Seventy years later, the film has lost little of it's luster; certainly the 'Message' is a bit heavy-handed, the long opera sequences may make some viewers cringe, and some of the effects (involving double exposures) seem quaint in an era of CGI...but Clark Gable still projects his signature cockiness and virility, Jeanette MacDonald is still radiant (and can sure belt out "San Francisco"), and Spencer Tracy is still magnificent (it is easy to see why he received a 'Best Actor' nomination, in what was obviously a supporting role; he easily steals the film, in every scene he's in).

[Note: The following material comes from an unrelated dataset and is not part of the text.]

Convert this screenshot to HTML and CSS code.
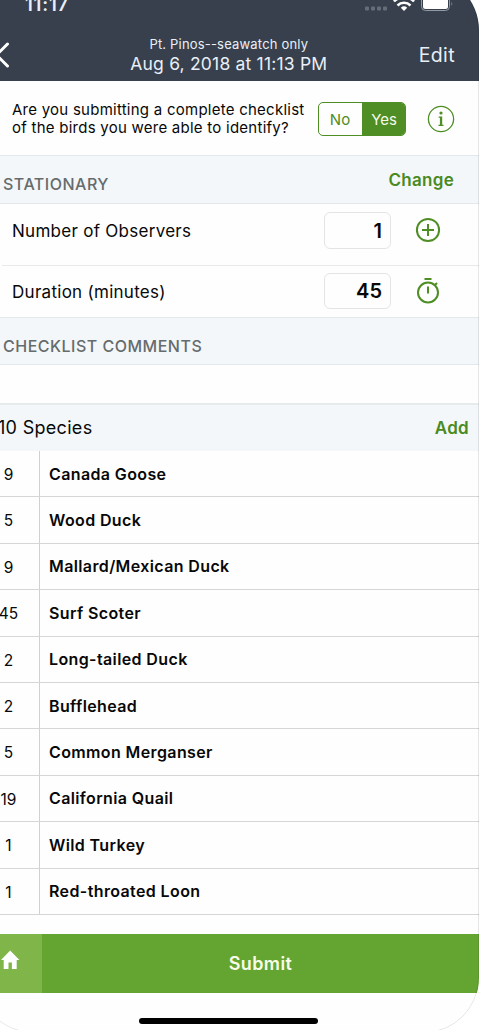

Directed by the remarkable W.S. ('Woody') Van Dyke, a consummate craftsman, and one of MGM's fastest directors (contradictory terms, but he combined speed and style, effortlessly), with a screenplay, surprisingly, by future "Gentlemen Prefer Blondes" author, Anita Loos (from a story by Robert Hopkins), "San Francisco" exudes confidence, from the riotously decadent New Year's Eve, 1905, opening scene, to the finale, as Gable, MacDonald, Tracy, and, apparently, most of the survivors of the earthquake and fire march to a hilltop, vowing to build a 'better' city, and singing "The Battle Hymn of the Republic", as they view the smoking ruins, which dissolves into the 'modern' San Francisco of 1936.
Corny? Certainly! But undeniably rousing, as well!
The 'Special Features' are excellent, as well; the TNT documentary, "Tall, Dark, and Handsome: Clark Gable", while glossing over some 'seamier' chapters of Gable's life, does offer insights by the daughter he secretly fathered by Loretta Young, and the son he died before ever seeing...and the biography is VASTLY superior to the one offered in the "Gone with the Wind" Special Edition. An 'alternate ending' is barely different from the actual one, other than offering more views of the city, but the 1936 MGM cartoon ("Bottles") is astonishingly well-crafted and gorgeous in Technicolor, and two Technicolor 'TravelTalk' short features, from 1940, on San Francisco, and Treasure Island, at the time of the 1939-40 World Exposition, are both very entertaining and a visual 'time machine' back to a simpler era.
This is a wonderful DVD, certainly worth owning!
MGM`s GREAT DRAMA/DISASTER/MUSICAL/ROMANCE EPIC
From the mid 20s till the mid 50s, METRO-GOLDWYN MAYER(MGM) boasted they had more stars than there are in the heaven. MGM was the first studio to release a film with more than two stars(it was in 1932 - the Academy Award winning GRAND HOTEL starring Garbo, Beery, Crawford and Lionel Barrymore). SAN FRANCISCO proved to be one of the finest that ever came out of Hollywood. 3 Stars; Clark Gable, Jeanette MacDonald and Spencer Tracy; strong story containing drama, music, song, romance A N D disaster; set decorations by Cedric Gibbons, special effects that has never dated, realistic scenes from ol`Frisco, though everything was shot in the MGM studios at Culver City. SAN FRANCISCO is a film that will never lose its appeal because of all these ingredients. This film is a MUST-SEE. One of the best that was ever made.
THIS REALLY DESERVE A "6"
Now this is what all-timers must have meant when they snapped "they don`t make`m like that anymore!".
MGM`s San Francisco offers us star names, good plot and dialogue, superb photography, special effects, scenary(Cedric Gibbons), sound(Douglas Shearer, brother of Norma), music, song.... The Hollywood of 2day should look back and really learn that you just can`t throw in spcial-effects, PRAY - a n d have hope for a good movie. The Day After Tomorrow is great, but sadly lacking star names like in this 1. Today - more often - the effects are the stars... It didn`t use 2 be like that(The Poseidon Adventure, Earthquake, The Towering Inferno to name but a few)...
I name SAN FRANCISCO(with Mutiny on the Bounty), the best MGM b&w melodrama of the 30s... 20th Century-Fox made "IN OLD CHICAGO" 1937 but as with the MGM musical.... NO ONE COULD TOP METRO-GOLDWYN-MAYER AT THEIR ZENITH.